Problems being faced in different countries
Stated in the Code of Conduct, their “general rule is that all [their] suppliers must, in all their activities, follow the national laws in the countries where they are operating (H&M).” H&M is associated with suppliers primarily from Europe and Asia, with about 30% of their clothing manufactured in China. They also have many suppliers operating in Bangladesh and an organic cotton clothing line, primarily grown and manufactured in Turkey. China has been experiencing rapid economic growth and yet the gap between the rich and the poor has widened dramatically. They have massive unemployment and unionization is allowed but it is controlled by the state (The Social and Economic Policy Institute). Bangladesh has also experienced recent growth in GDP, but that doesn’t necessarily mean the country is benefiting from it. They are largely agrarian and manufacturing is considered “weak.” They are suffering from increasing unemployment and high rates of inflation (Bangladesh Institute of Labor Studies). Turkey has been suffering an economic crisis and has had intervention by the IMF. Neoliberal policies have created an atmosphere controlled by privatized companies that have demanded more from their workers and have driven wages down (Yeldan).

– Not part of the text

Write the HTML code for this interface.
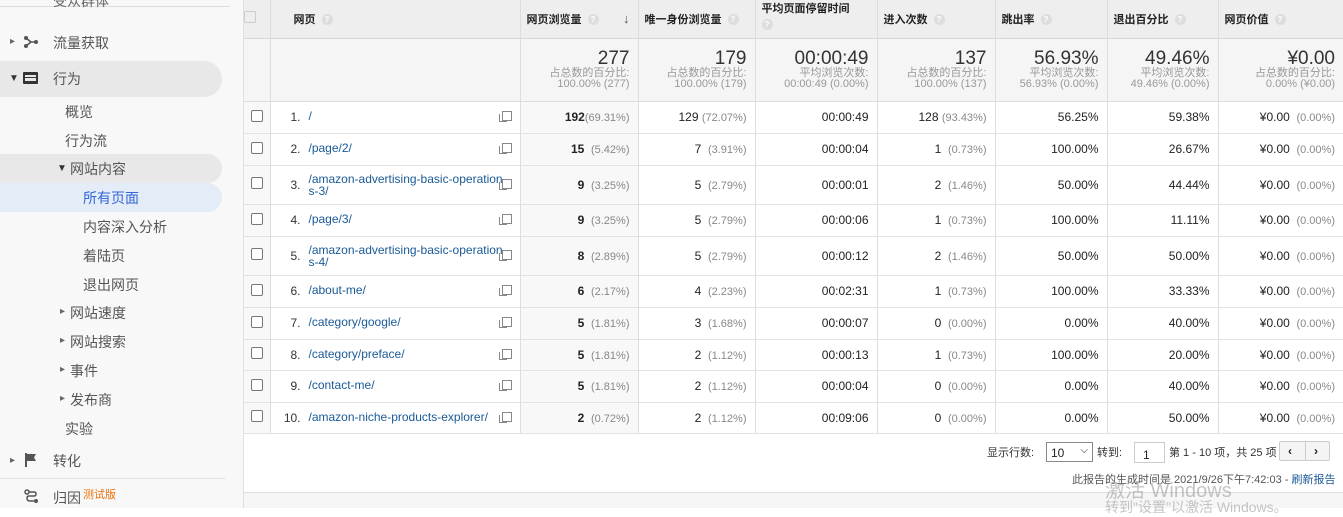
<!DOCTYPE html>
<html><head><meta charset="utf-8">
<style>
*{margin:0;padding:0;box-sizing:border-box}
body{width:1343px;height:508px;overflow:hidden;background:#fff;font-family:"Liberation Sans","Noto Sans CJK SC",sans-serif;font-size:12px;color:#222;position:relative}
#side{position:absolute;left:0;top:0;width:244px;height:508px;background:#f8f8f8;color:#444}
.it{position:absolute;font-size:14px;color:#555}
.ar{position:absolute;font-size:10px;color:#666}
.pill{position:absolute;background:#e8e8e8;border-radius:0 20px 20px 0}
table{position:absolute;left:244px;top:0;width:1099px;border-collapse:collapse;table-layout:fixed}
td{border-right:1px solid #ddd;border-bottom:1px solid #e2e2e2;padding:0 8px;text-align:right;vertical-align:middle;white-space:nowrap}
td:last-child{border-right:none}
tr.h td{background:#eee;height:38px;font-weight:bold;font-size:11px;text-align:left;color:#222;border-bottom:1px solid #d6d6d6;vertical-align:middle}
tr.t td{background:#f5f5f5;height:63px;color:#999;font-size:11px;line-height:11px;border-bottom:1px solid #ddd}
tr.t b{display:block;font-weight:normal;font-size:19px;line-height:19px;color:#333}
td.c{background:#f8f8f8;padding:0;text-align:center}
td.s{background:#f8f8f8}
.cb{display:inline-block;width:12px;height:12px;border:1px solid #777;border-radius:2px;background:#fff}
td.p{text-align:left;padding:0 8px 0 0;position:relative;white-space:normal}
.n{display:inline-block;width:38px;text-align:right;padding-right:8px;color:#333;vertical-align:top}
.l{color:#1a5a96;display:inline-block;width:196px;vertical-align:top;line-height:12px;word-break:break-all}
.ic{position:absolute;right:8px;top:50%;margin-top:-6px;width:10px;height:10px;border:1px solid #888;background:#fff}
.ic:before{content:"";position:absolute;left:-4px;top:2px;width:7px;height:7px;border-left:1px solid #888;border-bottom:1px solid #888}
.g{color:#888;font-size:11px}
.q{display:inline-block;width:11px;height:11px;border-radius:50%;background:#ddd;color:#fff;font-size:8px;text-align:center;line-height:11px;margin-left:6px;vertical-align:middle}
</style></head><body>
<div id="side">
<div style="position:absolute;left:0;top:0;width:230px;height:7px;border-bottom:1px solid #ddd"></div>
<div class="it" style="left:53px;top:-9px;color:#666">受众群体</div>
<div class="ar" style="left:10px;top:36px">▸</div>
<svg style="position:absolute;left:24px;top:35px" width="14" height="14"><circle cx="2" cy="3" r="2" fill="#555"/><circle cx="2" cy="11" r="2" fill="#555"/><circle cx="12" cy="7" r="2" fill="#555"/><path d="M2 3 L7 7 L2 11 M7 7 H12" stroke="#555" stroke-width="1.6" fill="none"/></svg>
<div class="it" style="left:53px;top:33px">流量获取</div>
<div class="pill" style="left:0;top:61px;width:222px;height:36px"></div>
<div class="ar" style="left:9px;top:73px;color:#333">▼</div>
<div style="position:absolute;left:23px;top:72px;width:15px;height:12px;background:#333;border-radius:1px"><div style="position:absolute;left:2px;top:3px;width:11px;height:6px;background:#e8e8e8"></div><div style="position:absolute;left:2px;top:5px;width:11px;height:1px;background:#333"></div></div>
<div class="it" style="left:53px;top:69px">行为</div>
<div class="it" style="left:65px;top:102px">概览</div>
<div class="it" style="left:65px;top:131px">行为流</div>
<div class="pill" style="left:0;top:154px;width:222px;height:29px"></div>
<div class="ar" style="left:57px;top:163px;color:#333">▼</div>
<div class="it" style="left:70px;top:159px">网站内容</div>
<div class="pill" style="left:0;top:183px;width:222px;height:29px;background:#e4ecf8"></div>
<div class="it" style="left:83px;top:188px;color:#3367d6">所有页面</div>
<div class="it" style="left:83px;top:217px">内容深入分析</div>
<div class="it" style="left:83px;top:246px">着陆页</div>
<div class="it" style="left:83px;top:275px">退出网页</div>
<div class="ar" style="left:60px;top:306px">▸</div><div class="it" style="left:70px;top:303px">网站速度</div>
<div class="ar" style="left:60px;top:335px">▸</div><div class="it" style="left:70px;top:332px">网站搜索</div>
<div class="ar" style="left:60px;top:364px">▸</div><div class="it" style="left:70px;top:361px">事件</div>
<div class="ar" style="left:60px;top:393px">▸</div><div class="it" style="left:70px;top:390px">发布商</div>
<div class="it" style="left:65px;top:419px">实验</div>
<div class="ar" style="left:10px;top:455px">▸</div>
<svg style="position:absolute;left:25px;top:453px" width="12" height="14"><path d="M1 0 V14" stroke="#555" stroke-width="2"/><path d="M2 1 H11 L9 4.5 L11 8 H2Z" fill="#555"/></svg>
<div class="it" style="left:53px;top:451px">转化</div>
<div style="position:absolute;left:0;top:478px;width:225px;height:1px;background:#e0e0e0"></div>
<svg style="position:absolute;left:24px;top:489px" width="16" height="16"><circle cx="3" cy="3" r="2" fill="none" stroke="#555" stroke-width="1.5"/><circle cx="12" cy="12" r="2" fill="#555"/><path d="M5 3 H10 Q12 3 12 5 Q12 7 10 7 H5 Q3 7 3 9 Q3 12 6 12 H10" stroke="#555" stroke-width="1.5" fill="none"/></svg>
<div class="it" style="left:53px;top:488px">归因</div>
<div class="it" style="left:83px;top:486px;font-size:11px;color:#e8710a">测试版</div>
</div>
<div style="position:absolute;left:243px;top:0;width:1px;height:508px;background:#e0e0e0"></div>

<table>
<colgroup><col style="width:26px"><col style="width:250px"><col style="width:118px"><col style="width:117px"><col style="width:122px"><col style="width:118px"><col style="width:112px"><col style="width:111px"><col style="width:125px"></colgroup>
<tr class="h"><td class="c" style="background:#eee"><span class="cb" style="border-color:#ccc;background:#eee"></span></td><td style="padding-left:23px">网页<span class="q">?</span></td><td style="padding-left:6px">网页浏览量<span class="q">?</span><span style="float:right;font-size:13px;color:#555">↓</span></td><td style="padding-left:6px">唯一身份浏览量<span class="q">?</span></td><td style="padding-left:6px;vertical-align:top;padding-top:2px;line-height:15px">平均页面停留时间<br><span class="q" style="margin-left:0">?</span></td><td style="padding-left:6px">进入次数<span class="q">?</span></td><td style="padding-left:6px">跳出率<span class="q">?</span></td><td style="padding-left:6px">退出百分比<span class="q">?</span></td><td style="padding-left:6px">网页价值<span class="q">?</span></td></tr>
<tr class="t"><td class="c" style="background:#f5f5f5"></td><td></td><td><b>277</b>占总数的百分比:<br>100.00% (277)</td><td><b>179</b>占总数的百分比:<br>100.00% (179)</td><td><b>00:00:49</b>平均浏览次数:<br>00:00:49 (0.00%)</td><td><b>137</b>占总数的百分比:<br>100.00% (137)</td><td><b>56.93%</b>平均浏览次数:<br>56.93% (0.00%)</td><td><b>49.46%</b>平均浏览次数:<br>49.46% (0.00%)</td><td><b>¥0.00</b>占总数的百分比:<br>0.00% (¥0.00)</td></tr>
<tr style="height:32px"><td class="c"><span class="cb"></span></td><td class="p"><span class="n">1.</span><span class="l">/</span><i class="ic"></i></td><td class="s"><b>192</b><span class="g">(69.31%)</span></td><td>129 <span class="g">(72.07%)</span></td><td>00:00:49</td><td>128 <span class="g">(93.43%)</span></td><td>56.25%</td><td>59.38%</td><td>¥0.00 &nbsp;<span class="g">(0.00%)</span></td></tr>
<tr style="height:32px"><td class="c"><span class="cb"></span></td><td class="p"><span class="n">2.</span><span class="l">/page/2/</span><i class="ic"></i></td><td class="s"><b>15</b> &nbsp;<span class="g">(5.42%)</span></td><td>7 &nbsp;<span class="g">(3.91%)</span></td><td>00:00:04</td><td>1 &nbsp;<span class="g">(0.73%)</span></td><td>100.00%</td><td>26.67%</td><td>¥0.00 &nbsp;<span class="g">(0.00%)</span></td></tr>
<tr style="height:39px"><td class="c"><span class="cb"></span></td><td class="p"><span class="n" style="vertical-align:middle">3.</span><span class="l" style="vertical-align:middle">/amazon-advertising-basic-operations-3/</span><i class="ic"></i></td><td class="s"><b>9</b> &nbsp;<span class="g">(3.25%)</span></td><td>5 &nbsp;<span class="g">(2.79%)</span></td><td>00:00:01</td><td>2 &nbsp;<span class="g">(1.46%)</span></td><td>50.00%</td><td>44.44%</td><td>¥0.00 &nbsp;<span class="g">(0.00%)</span></td></tr>
<tr style="height:32px"><td class="c"><span class="cb"></span></td><td class="p"><span class="n">4.</span><span class="l">/page/3/</span><i class="ic"></i></td><td class="s"><b>9</b> &nbsp;<span class="g">(3.25%)</span></td><td>5 &nbsp;<span class="g">(2.79%)</span></td><td>00:00:06</td><td>1 &nbsp;<span class="g">(0.73%)</span></td><td>100.00%</td><td>11.11%</td><td>¥0.00 &nbsp;<span class="g">(0.00%)</span></td></tr>
<tr style="height:39px"><td class="c"><span class="cb"></span></td><td class="p"><span class="n" style="vertical-align:middle">5.</span><span class="l" style="vertical-align:middle">/amazon-advertising-basic-operations-4/</span><i class="ic"></i></td><td class="s"><b>8</b> &nbsp;<span class="g">(2.89%)</span></td><td>5 &nbsp;<span class="g">(2.79%)</span></td><td>00:00:12</td><td>2 &nbsp;<span class="g">(1.46%)</span></td><td>50.00%</td><td>50.00%</td><td>¥0.00 &nbsp;<span class="g">(0.00%)</span></td></tr>
<tr style="height:32px"><td class="c"><span class="cb"></span></td><td class="p"><span class="n">6.</span><span class="l">/about-me/</span><i class="ic"></i></td><td class="s"><b>6</b> &nbsp;<span class="g">(2.17%)</span></td><td>4 &nbsp;<span class="g">(2.23%)</span></td><td>00:02:31</td><td>1 &nbsp;<span class="g">(0.73%)</span></td><td>100.00%</td><td>33.33%</td><td>¥0.00 &nbsp;<span class="g">(0.00%)</span></td></tr>
<tr style="height:32px"><td class="c"><span class="cb"></span></td><td class="p"><span class="n">7.</span><span class="l">/category/google/</span><i class="ic"></i></td><td class="s"><b>5</b> &nbsp;<span class="g">(1.81%)</span></td><td>3 &nbsp;<span class="g">(1.68%)</span></td><td>00:00:07</td><td>0 &nbsp;<span class="g">(0.00%)</span></td><td>0.00%</td><td>40.00%</td><td>¥0.00 &nbsp;<span class="g">(0.00%)</span></td></tr>
<tr style="height:31px"><td class="c"><span class="cb"></span></td><td class="p"><span class="n">8.</span><span class="l">/category/preface/</span><i class="ic"></i></td><td class="s"><b>5</b> &nbsp;<span class="g">(1.81%)</span></td><td>2 &nbsp;<span class="g">(1.12%)</span></td><td>00:00:13</td><td>1 &nbsp;<span class="g">(0.73%)</span></td><td>100.00%</td><td>20.00%</td><td>¥0.00 &nbsp;<span class="g">(0.00%)</span></td></tr>
<tr style="height:32px"><td class="c"><span class="cb"></span></td><td class="p"><span class="n">9.</span><span class="l">/contact-me/</span><i class="ic"></i></td><td class="s"><b>5</b> &nbsp;<span class="g">(1.81%)</span></td><td>2 &nbsp;<span class="g">(1.12%)</span></td><td>00:00:04</td><td>0 &nbsp;<span class="g">(0.00%)</span></td><td>0.00%</td><td>40.00%</td><td>¥0.00 &nbsp;<span class="g">(0.00%)</span></td></tr>
<tr style="height:31px"><td class="c"><span class="cb"></span></td><td class="p"><span class="n">10.</span><span class="l">/amazon-niche-products-explorer/</span><i class="ic"></i></td><td class="s"><b>2</b> &nbsp;<span class="g">(0.72%)</span></td><td>2 &nbsp;<span class="g">(1.12%)</span></td><td>00:09:06</td><td>0 &nbsp;<span class="g">(0.00%)</span></td><td>0.00%</td><td>50.00%</td><td>¥0.00 &nbsp;<span class="g">(0.00%)</span></td></tr>
</table>

<div style="position:absolute;left:987px;top:444px;font-size:11px;color:#333">显示行数:</div>
<div style="position:absolute;left:1046px;top:442px;width:47px;height:20px;border:1px solid #888;font-size:12px;padding:3px 0 0 4px;color:#222">10<span style="position:absolute;right:4px;top:2px;font-size:10px">&#x2335;</span></div>
<div style="position:absolute;left:1097px;top:444px;font-size:11px;color:#333">转到:</div>
<div style="position:absolute;left:1134px;top:442px;width:31px;height:21px;border:1px solid #ccc;font-size:12px;padding:5px 0 0 8px">1</div>
<div style="position:absolute;left:1169px;top:444px;font-size:11px;color:#333">第 1 - 10 项，共 25 项</div>
<div style="position:absolute;left:1279px;top:441px;width:51px;height:20px;border:1px solid #ccc;background:#f4f4f4;border-radius:2px"><span style="position:absolute;left:8px;top:2px;font-weight:bold;font-size:12px">&lsaquo;</span><span style="position:absolute;left:25px;top:0;width:1px;height:18px;background:#ccc"></span><span style="position:absolute;left:34px;top:2px;font-weight:bold;font-size:12px">&rsaquo;</span></div>
<div style="position:absolute;left:1072px;top:471px;font-size:11px;color:#555">此报告的生成时间是 2021/9/26下午7:42:03 - <span style="color:#1a5a96">刷新报告</span></div>
<div style="position:absolute;left:244px;top:492px;width:1099px;height:16px;background:#f6f6f6;border-top:1px solid #ddd"></div>
<div style="position:absolute;left:1105px;top:474px;font-size:20px;color:rgba(150,150,150,.55)">激活 Windows</div>
<div style="position:absolute;left:1105px;top:497px;font-size:14px;color:rgba(150,150,150,.55)">转到"设置"以激活 Windows。</div>
</body></html>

The Code of Conduct set forth by H&M does try to correct inhumane practices and give workers more rights, but they work with so many factories and I find it hard to believe that they are able to regulate all of them. Plus, since they don’t own any of these factories, their Code of Conduct is full of “shoulds” and is considered a set of guidelines rather than the required standard.
conclusion
H&M is generally a globally conscious company, trying to sell cheap and chic clothing while also improving working conditions and environmental sustainability. They claim, “taking responsibility for how [their] operations affect people and the environment is an essential prerequisite for [their] continued profitability (H&M).” On the surface, their policies are very civilized and humane, however it’s proven difficult to completely put them into practice.